Historian Chen Yi-shen, a researcher at Academia Sinica, was one of the authors.
"Chiang Kai-shek, no doubt, is the most important decision maker. He sent the military, the army."

Most formerly classified historical archives have now been opened, though not all.
Mr Chen says more research is needed to find out about events.

"Most of them had no names... they were killed by the army, on the street, in the harbour.
"But we can find intellectuals, local leaders: they are named in the archives. No matter what, the government and we scholars must continue to find more and more truth about individual cases especially," he says.

He has also urged the KMT - now Taiwan's main opposition party - to allow researchers access to all its archives.

From this year, for the first time, explanations about the 2/28 incident are included in new school history textbooks. For many, that is a welcome and necessary move.

"Less than 5% of young people care about or know about the 2/28 incident", says 30-year-old Freddy Lin, a political activist and lead singer with the popular Taiwanese heavy metal band, Chthonic.
"But since you don't know anything, how can you stop another 2/28?"

A random questioning of young people walking past the Chiang Kai-shek Memorial Hall in Taipei bore that out. I asked some what 2/28 meant to them.
"A national holiday - no school," declared one giggling teenager.

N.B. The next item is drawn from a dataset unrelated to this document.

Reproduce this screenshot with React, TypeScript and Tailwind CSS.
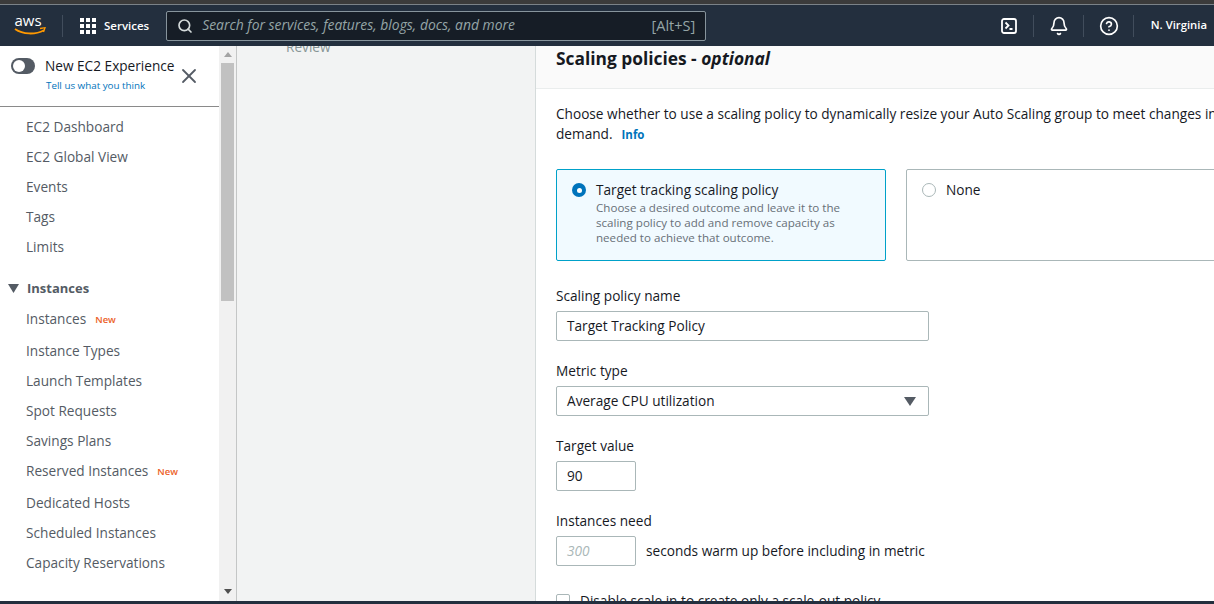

"It doesn't mean much to me," said another. "I know what the day means but I don't really care. It's all in the past, it's all over."

But many young musicians - like Freddy Lin - and film-producers are organising an international music festival to mark the 60th anniversary called "Spirit of Taiwan: With justice we cure this nation".

One of the aims of the event, which is expected to attract around 20,000 fans, is to push for the idea of "transitional justice" - an academic term which refers to efforts by democratic governments through special legislation to right the wrongs committed by earlier authoritarian regimes.

The main leaders of Taiwan's political parties have said they will attend the event and sign a declaration of support.

In recent years the KMT has held commemorative activities and also offered apologies.

"Transitional justice is the way to move forward; to stop the hatred," says Mr Lin.
"We need it. We need to reveal the truth of history; solve the problems and really go forward to have a peaceful society without hatred."